The news magazine claims that the prime minister has overridden Chancellor Philip Hammond’s concerns that such large sums would be difficult to afford.
But the IFS and Health Foundation study suggests that even this increase may not be enough, with the resources needed far outstripping any tax pledges, says The Guardian.
The joint report says that over the past 70 years, spending on the NHS “had been paid for by reduced spending on defence, housing and debt interest”, but warns that “none of those alternative sources of income would be available in the future”.
Instead, the money would have to be found from the three main sources of government revenue: income tax, VAT or national insurance.
So, where do our taxes go?
For the past four years, the government has sent an annual summary to each household to show how their payments of income taxes and National Insurance have been spent.

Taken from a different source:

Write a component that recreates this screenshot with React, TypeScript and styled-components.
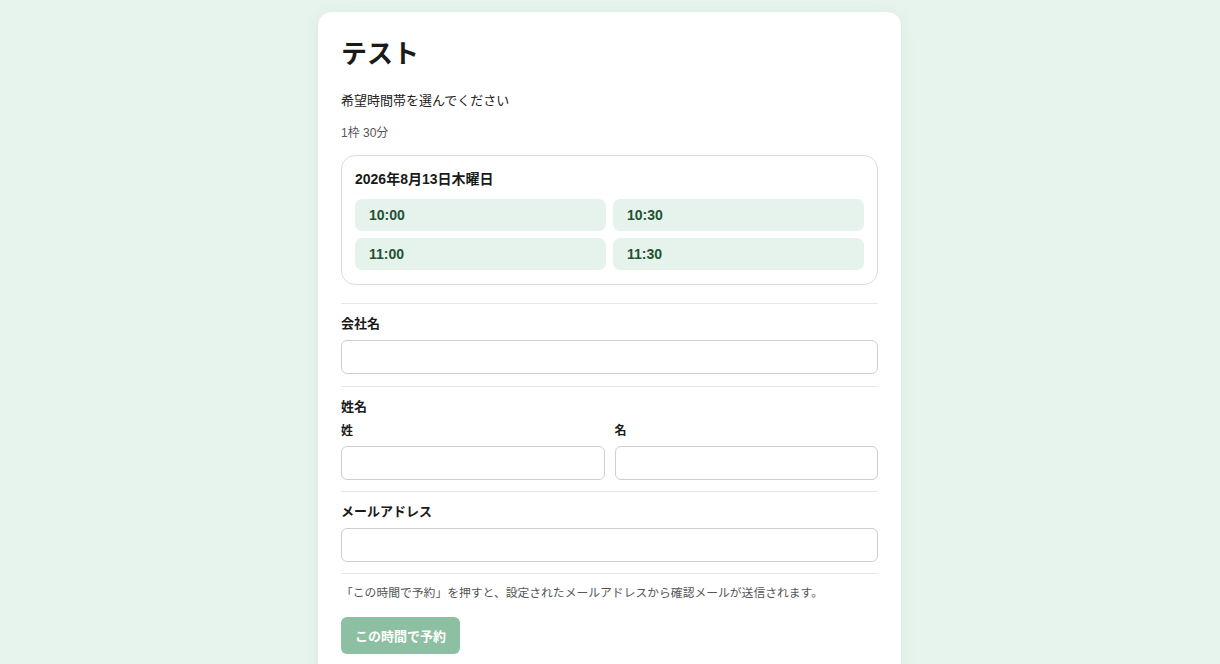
import React from "react";
import styled, { createGlobalStyle } from "styled-components";

const GlobalStyle = createGlobalStyle`
  html, body {
    margin: 0;
    padding: 0;
    background: #e7f4ed;
  }
  body {
    font-family: "Liberation Sans", "Noto Sans CJK JP", sans-serif;
    color: #1d1d1d;
  }
`;

const Page = styled.div`
  min-height: 664px;
  padding-top: 12px;
  display: flex;
  justify-content: center;
`;

const Card = styled.div`
  width: 583px;
  margin-left: -1px;
  box-sizing: border-box;
  background: #fff;
  border-radius: 14px;
  box-shadow: 0 2px 16px rgba(60, 110, 80, 0.08);
  padding: 24px 23px 40px;
`;

const Title = styled.h1`
  margin: 0;
  font-size: 26px;
  line-height: 36px;
  font-weight: 700;
  color: #1a1a1a;
`;

const Lead = styled.p`
  margin: 18px 0 0;
  font-size: 13px;
  line-height: 22px;
  color: #222;
`;

const Meta = styled.p`
  margin: 13px 0 0;
  font-size: 12px;
  line-height: 16px;
  color: #555;
`;

const DayBox = styled.div`
  margin-top: 14px;
  border: 1px solid #dcdcdc;
  border-radius: 14px;
  padding: 13px 13px 14px;
`;

const DayTitle = styled.div`
  font-size: 14px;
  font-weight: 700;
  line-height: 20px;
  color: #1a1a1a;
`;

const SlotGrid = styled.div`
  margin-top: 10px;
  display: grid;
  grid-template-columns: 1fr 1fr;
  gap: 7px;
`;

const Slot = styled.button`
  height: 32px;
  border: none;
  border-radius: 7px;
  background: #e6f3ec;
  color: #1e5233;
  font-family: inherit;
  font-size: 14px;
  font-weight: 700;
  text-align: left;
  padding: 0 14px;
  cursor: pointer;
`;

const Divider = styled.hr<{ $top?: number }>`
  margin: ${(p) => p.$top ?? 12}px 0 0;
  border: none;
  border-top: 1px solid #e6e6e6;
`;

const Field = styled.div`
  padding-top: 10px;
`;

const Label = styled.div`
  font-size: 13px;
  font-weight: 700;
  line-height: 20px;
  color: #1a1a1a;
  margin-bottom: 6px;
`;

const SubLabel = styled.div`
  font-size: 12px;
  font-weight: 700;
  line-height: 16px;
  color: #1a1a1a;
  margin-bottom: 7px;
`;

const Input = styled.input`
  display: block;
  width: 100%;
  box-sizing: border-box;
  height: 34px;
  border: 1px solid #cfcfcf;
  border-radius: 6px;
  padding: 0 10px;
  font-family: inherit;
  font-size: 14px;
  background: #fff;
`;

const NameRow = styled.div`
  display: grid;
  grid-template-columns: 1fr 1fr;
  gap: 10px;
`;

const Note = styled.p`
  margin: 11px 0 0;
  font-size: 11.8px;
  line-height: 16px;
  color: #555;
`;

const Submit = styled.button`
  margin-top: 16px;
  height: 37px;
  padding: 0 14px;
  border: none;
  border-radius: 6px;
  background: #8dbfa2;
  color: #fff;
  font-family: inherit;
  font-size: 13px;
  font-weight: 700;
  cursor: not-allowed;
`;

const slots = ["10:00", "10:30", "11:00", "11:30"];

export default function App() {
  return (
    <>
      <GlobalStyle />
      <Page>
        <Card>
          <Title>テスト</Title>
          <Lead>希望時間帯を選んでください</Lead>
          <Meta>1枠 30分</Meta>
          <DayBox>
            <DayTitle>2026年8月13日木曜日</DayTitle>
            <SlotGrid>
              {slots.map((s) => (
                <Slot key={s} type="button">
                  {s}
                </Slot>
              ))}
            </SlotGrid>
          </DayBox>
          <Divider $top={18} />
          <Field>
            <Label>会社名</Label>
            <Input type="text" />
          </Field>
          <Divider />
          <Field>
            <Label>姓名</Label>
            <NameRow>
              <div>
                <SubLabel>姓</SubLabel>
                <Input type="text" />
              </div>
              <div>
                <SubLabel>名</SubLabel>
                <Input type="text" />
              </div>
            </NameRow>
          </Field>
          <Divider $top={11} />
          <Field>
            <Label>メールアドレス</Label>
            <Input type="email" />
          </Field>
          <Divider $top={11} />
          <Note>
            「この時間で予約」を押すと、設定されたメールアドレスから確認メールが送信されます。
          </Note>
          <Submit type="button" disabled>
            この時間で予約
          </Submit>
        </Card>
      </Page>
    </>
  );
}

According to the most recent figures, health spending is second only to welfare in terms of the distribution of public sector expenditure.
In 2016-17, the authorities spent £172.7bn on welfare, which amounts to 24.3% of public spending. Other areas of big spending include £91.6bn on state pensions and £39.4bn on servicing the national debt. Overseas aid, meanwhile, accounts for just 1.1% of public sector expenditure each year.